Vamos exemplificar o conceito clássico enraizado no coração da filosofia, com um prosaico dado da natureza: o sol (energia fundamental) incide sobre a grama, dando-lhe viço refulgente e fazendo-a expandir-se ilimitadamente, até ultrapassar todas as cercas, barreiras, prisões ou obstáculos que eventualmente impeçam-na de expandir-se até a consumação de suas possibilidades. Potência, portanto, significa estar permeável à força haurida desta “natura” para, assim, apropriarmo-nos de todas as oportunidades que a existência nos oferece, a fim de realizarmos em cada simples ato cotidiano, o melhor que o nosso talento e criatividade possam vir a ensejar.

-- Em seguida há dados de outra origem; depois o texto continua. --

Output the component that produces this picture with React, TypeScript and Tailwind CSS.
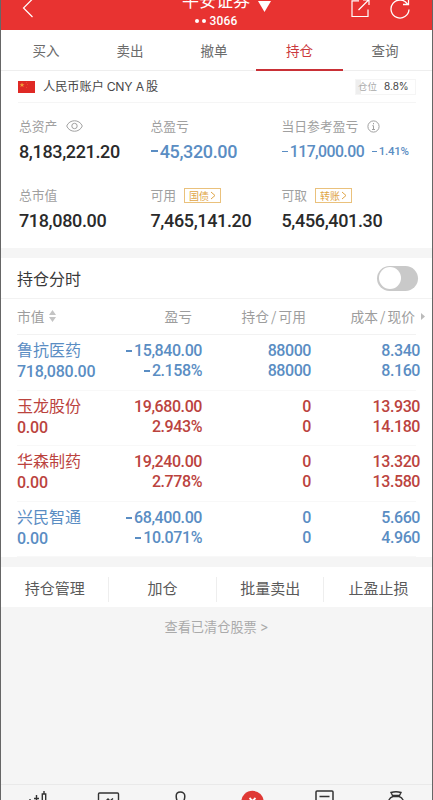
import React from "react";

const BLUE = "text-[#5a8dc3]";
const RED = "text-[#bb433e]";

const stocks = [
  { name: "鲁抗医药", value: "718,080.00", profit: "-15,840.00", rate: "-2.158%", held: "88000", free: "88000", cost: "8.340", price: "8.160", color: BLUE },
  { name: "玉龙股份", value: "0.00", profit: "19,680.00", rate: "2.943%", held: "0", free: "0", cost: "13.930", price: "14.180", color: RED },
  { name: "华森制药", value: "0.00", profit: "19,240.00", rate: "2.778%", held: "0", free: "0", cost: "13.320", price: "13.580", color: RED },
  { name: "兴民智通", value: "0.00", profit: "-68,400.00", rate: "-10.071%", held: "0", free: "0", cost: "5.660", price: "4.960", color: BLUE },
];

function Num({ children }: { children: string }) {
  const negative = children.startsWith("-");
  return (
    <span className="flex items-center font-[Roboto] font-medium">
      {negative && <span className="mr-[2px] h-[0.125em] w-[0.4em] bg-current" />}
      {negative ? children.slice(1) : children}
    </span>
  );
}

function Header() {
  return (
    <header className="grid h-[30px] grid-cols-[1fr_120px_1fr] overflow-hidden bg-[#e83331] text-white">
      <svg className="ml-[20px] h-[20px] w-[14px]" viewBox="0 0 14 20" fill="none" stroke="currentColor" strokeWidth="1.2">
        <path d="M11.5 -1L2.5 8L11.5 17" />
      </svg>
      <div className="flex flex-col items-center">
        <div className="-mt-[11px] ml-[20px] flex h-[22px] items-center gap-[8px] whitespace-nowrap text-[17px] leading-[22px]">
          <span>平安证券</span>
          <svg className="mt-[12px] h-[11px] w-[13px]" viewBox="0 0 13 11" fill="currentColor">
            <path d="M0 0H13L6.5 11Z" />
          </svg>
        </div>
        <div className="flex h-[20px] items-center gap-[3px] font-[Roboto] text-[12px] leading-[20px] tracking-[0.2px]">
          <i className="size-[4px] rounded-full bg-white" />
          <i className="size-[4px] rounded-full bg-white" />
          <span className="font-medium">3066</span>
        </div>
      </div>
      <div className="flex justify-end gap-[20px] pr-[22px]">
        <svg className="h-[20px] w-[19px]" viewBox="0 0 19 20" fill="none" stroke="currentColor" strokeWidth="1.2">
          <path d="M8 .8H1V16.5H17V9.5M7.5 10L17.5 0M12 0H18V5" />
        </svg>
        <svg className="h-[20px] w-[20px]" viewBox="0 0 20 20" fill="none" stroke="currentColor" strokeWidth="1.3">
          <path d="M17.5 4A9 9 0 1 0 19 9.5M18.5 -1V4.5H13" />
        </svg>
      </div>
    </header>
  );
}

function Tabs() {
  return (
    <nav className="flex h-[41px] border-b border-[#eeeeee] px-px text-[13.5px] text-[#6b6b6b]">
      {["买入", "卖出", "撤单", "持仓", "查询"].map((t) => (
        <div key={t} className={`flex h-[41px] items-center justify-center border-b-2 pt-px first:ml-[2px] ${t === "持仓" ? "w-[87px] border-[#c93036] text-[#cb393d]" : "w-[84px] border-transparent"}`}>
          {t}
        </div>
      ))}
    </nav>
  );
}

function Account() {
  return (
    <div className="ml-[17px] mr-[16px] flex h-[32px] items-center border-b border-[#f5f5f5]">
      <svg className="h-[12px] w-[17px]" viewBox="0 0 17 12">
        <rect width="17" height="12" fill="#df2925" />
        <path d="M4 1.5L4.7 3.3H6.5L5 4.3L5.6 6.1L4 5L2.4 6.1L3 4.3L1.5 3.3H3.3Z" fill="#f2a13b" />
        <path d="M8 1h.8v.8H8zM9 3h.8v.8H9zM8 6h.8v.8H8z" fill="#e96a32" />
      </svg>
      <span className="ml-[8px] text-[12.2px] text-[#484848]">人民币账户 <span className="font-[Inter] tracking-[-0.2px]">CNY A</span><span className="ml-[2px]">股</span></span>
      <div className="ml-auto flex h-[16px] w-[61px] items-center border border-[#f5f5f5] bg-[linear-gradient(90deg,#eeeeee_8.8%,#ffffff_8.8%)] pl-[2px] text-[9.5px]">
        <span className="text-[#aaa]">仓位</span>
        <span className="ml-[7px] font-[Inter] text-[10px] text-[#444]">8.8%</span>
      </div>
    </div>
  );
}

function Tag({ text }: { text: string }) {
  return (
    <span className="ml-[8px] flex h-[15px] w-[37px] items-center justify-center border border-[#eac17c] text-[10px] text-[#e0a546]">
      {text}
      <svg className="ml-px h-[9px] w-[6px]" viewBox="0 0 6 9" fill="none" stroke="currentColor"><path d="M1 1L5 4.5L1 8" /></svg>
    </span>
  );
}

function Metric({ label, extra, children }: { label: string; extra?: React.ReactNode; children: React.ReactNode }) {
  return (
    <div className="whitespace-nowrap">
      <div className="flex h-[20px] items-center text-[12.8px] text-[#a0a0a0]">{label}{extra}</div>
      <div className="mt-[3px] flex h-[24px] items-center text-[18px] tracking-[-0.36px] text-[#2a2a2a]">{children}</div>
    </div>
  );
}

function Summary() {
  return (
    <section className="grid h-[145px] grid-cols-[131.5px_131px_1fr] grid-rows-[69px_1fr] pl-[18px] pt-[13px]">
      <Metric label="总资产" extra={
        <svg className="ml-[9px] h-[12px] w-[17px]" viewBox="0 0 17 12" fill="none" stroke="currentColor">
          <path d="M.7 6C3.5 -1 13.5 -1 16.3 6C13.5 13 3.5 13 .7 6Z" /><circle cx="8.5" cy="6" r="2.7" />
        </svg>}>
        <Num>8,183,221.20</Num>
      </Metric>
      <Metric label="总盈亏"><span className={BLUE}><Num>-45,320.00</Num></span></Metric>
      <Metric label="当日参考盈亏" extra={
        <svg className="ml-[9px] size-[13px]" viewBox="0 0 13 13" fill="none" stroke="currentColor">
          <circle cx="6.5" cy="6.5" r="5.6" /><path d="M6.5 3V4.3M5.3 5.7H6.5V9.5M5 9.5H8" />
        </svg>}>
        <span className={`flex items-center pt-px text-[15.8px] tracking-[-0.55px] ${BLUE}`}>
          <Num>-117,000.00</Num>
          <span className="ml-[8px] flex text-[11.5px] tracking-[-0.25px]"><Num>-1.41%</Num></span>
        </span>
      </Metric>
      <Metric label="总市值"><Num>718,080.00</Num></Metric>
      <Metric label="可用" extra={<Tag text="国债" />}><Num>7,465,141.20</Num></Metric>
      <Metric label="可取" extra={<Tag text="转账" />}><Num>5,456,401.30</Num></Metric>
    </section>
  );
}

function Holdings() {
  return (
    <section>
      <div className="flex h-[41px] items-center justify-between border-b border-[#f2f2f2] pl-[16px] pr-[14px]">
        <h2 className="pb-px text-[16px] text-[#3a3a3a]">持仓分时</h2>
        <div className="flex h-[25px] w-[41px] items-center rounded-full bg-[#c9c9c9] px-[2px]"><i className="size-[22px] rounded-full bg-white" /></div>
      </div>
      <div className="mx-[16px] grid h-[36px] grid-cols-[84px_91px_114px_1fr] items-center border-b border-[#f2f2f2] text-[13.7px] text-[#9d9d9d]">
        <div className="flex items-center">市值
          <svg className="ml-[5px] h-[12px] w-[7px]" viewBox="0 0 7 12" fill="#c4c4c4"><path d="M0 5L3.5 0L7 5ZM0 7H7L3.5 12Z" /></svg>
        </div>
        <div className="text-right">盈亏</div>
        <div className="text-right">持仓<span className="mx-[2.2px]">/</span>可用</div>
        <div className="relative pr-px text-right">成本<span className="mx-[2.2px]">/</span>现价
          <svg className="absolute right-[-9px] top-[7px] h-[7px] w-[4px]" viewBox="0 0 4 7" fill="#bbbbbb"><path d="M0 0L4 3.5L0 7Z" /></svg>
        </div>
      </div>
      {stocks.map((s) => (
        <div key={s.name} className={`mx-[16px] grid h-[55.5px] grid-cols-[84px_101px_109px_1fr] border-b border-[#f8f8f8] pt-[5px] text-[16px] leading-[20px] ${s.color}`}>
          <div>
            <div className="-mt-px h-[23px] whitespace-nowrap">{s.name}</div>
            <div className="tracking-[-0.25px]"><Num>{s.value}</Num></div>
          </div>
          {[[s.profit, s.rate], [s.held, s.free], [s.cost, s.price]].map((pair, i) => (
            <div key={i} className={`flex flex-col items-end pt-px tracking-[-0.42px] ${i === 2 ? "-mr-[4px]" : ""}`}>
              {pair.map((v, j) => <div key={j} className="h-[20px]"><Num>{v}</Num></div>)}
            </div>
          ))}
        </div>
      ))}
    </section>
  );
}

function BottomBar() {
  return (
    <footer className="mt-auto grid h-[16px] grid-cols-6 justify-items-center overflow-hidden border-t border-[#e9e9e9] text-[#333]">
      <svg className="h-[15px] w-[28px]" viewBox="0 0 28 15" fill="none" stroke="currentColor" strokeWidth="1.4"><path d="M7 14V17M13.5 10V16M11 13.5H16M21 6V9M19.3 9H22.7V16H19.3Z" /></svg>
      <svg className="h-[15px] w-[28px]" viewBox="0 0 28 15" fill="none" stroke="currentColor" strokeWidth="1.4"><path d="M3.5 18V9Q3.5 8 4.5 8H22.5Q23.5 8 23.5 9V18M10 17L13 14L15 16L18 13.5" /></svg>
      <svg className="h-[15px] w-[28px]" viewBox="0 0 28 15" fill="none" stroke="currentColor" strokeWidth="1.5"><path d="M11 17C9.2 15 9.2 13 9.2 11C9.2 5.7 17.8 5.7 17.8 11C17.8 13 17.8 15 16 17" /></svg>
      <svg className="h-[15px] w-[28px]" viewBox="0 0 28 15"><circle cx="14.5" cy="17" r="11.2" fill="#df3935" /><path d="M11.5 13L14.5 16L17.5 13" stroke="white" strokeWidth="1.8" fill="none" /></svg>
      <svg className="h-[15px] w-[28px]" viewBox="0 0 28 15" fill="none" stroke="currentColor" strokeWidth="1.5"><path d="M6 18V7Q6 6 7 6H22Q23 6 23 7V18M9.5 11.5H19.5" /></svg>
      <svg className="h-[15px] w-[28px]" viewBox="0 0 28 15" fill="none" stroke="currentColor" strokeWidth="1.4"><path d="M10.5 10.5L9 7.5Q14 6 19 7.5L17.5 10.5ZM6 18Q7 12.5 11 11.5H17Q21 12.5 22 18" /></svg>
    </footer>
  );
}

export default function App() {
  return (
    <main className="flex h-[800px] w-[433px] flex-col overflow-hidden border-x border-[#666] bg-[#f5f5f5] font-['Noto_Sans_CJK_SC',sans-serif]">
      <Header />
      <div className="h-[218px] bg-white"><Tabs /><Account /><Summary /></div>
      <div className="mt-[10px] h-[299px] bg-white"><Holdings /></div>
      <div className="mt-[10px] grid h-[40px] grid-cols-4 divide-x divide-[#eee] bg-white text-[15px] text-[#5a5a5a]">
        {["持仓管理", "加仓", "批量卖出", "止盈止损"].map((t) => <div key={t} className="my-[10px] flex items-center justify-center pb-[2px] pl-px">{t}</div>)}
      </div>
      <div className="mt-[10px] text-center text-[13.2px] leading-[20px] text-[#aaa]">查看已清仓股票 <span className="font-[Inter]">&gt;</span></div>
      <BottomBar />
    </main>
  );
}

Os filósofos gregos da Pólis davam o nome de Timós a este processo essencial de substancialidade anímica, que alimentava desde as almas solertes e corajosas dos guerreiros, até a curiosidade dos poetas que buscavam as paixões escondidas e subsumidas nas máscaras da representação social levadas a cabo nas grandes exibições teatrais. O grande filósofo alemão Nietzsche, séculos depois de Aristóteles e Espinosa, alterando parcialmente o conceito da alma valente grega e do agir no mundo espinosista, chamou-o elegantemente de vontade de poder.

Vamos novamente a um exemplo: tu és um humilde lavador de carros? Pois bem, teu Timós vai te transformar no melhor, no mais caprichoso e contente lavador de carros de toda a cidade. Mas o salário é pequeno e a profissão não desfruta de grande prestígio social? Pouco importa! Dinheiro e status são os bens mais voláteis da terra. Uma hora temos todos os tesouros do mundo, noutra tudo perdemos e somos os miseráveis amaldiçoados e abandonados pelos seres humanos (como bem ensinou o rei Salomão, no Eclesiastes). Mas a vontade de sermos o melhor naquilo que fazemos, de tudo laborar em cuidados de amor e coragem ardente, transforma-nos em autênticos e valorosos guerreiros salomônicos da luz. 

Se nos apropriarmos destas energias vitais, portanto, seremos alegres e fortes e viveremos dançando como se fôssemos bêbados nascidos das estrelas, gargalhando alto e bom som ao derredor da humanidade que insiste em permanecer apequenada, ressentida e iludida quanto aos bens preciosos da terra, porquanto dá de ombros a todas as lições filosóficas da dynamis. Quantos homens e mulheres passam existências inteiras padecendo humilhações e se deixando entristecer, em nome do dinheiro e do status social, com medo de serem livres e assumirem a grandeza sapiencial de suas vidas?

Permitam-se, caros leitores e leitoras, encontrar sublimidade e sentido na contemplação desvitimizada, mas cheia de tocantes memórias advindas das cicatrizes conquistadas depois das longas jornadas pelejadas. Porque “é preciso ter asas quando se ama o abismo”, como disse certa vez, o destemido Nietzsche que amava sobretudo os inimigos figadais que o confrontavam intelectualmente e os deuses longínquos que sabiam dançar.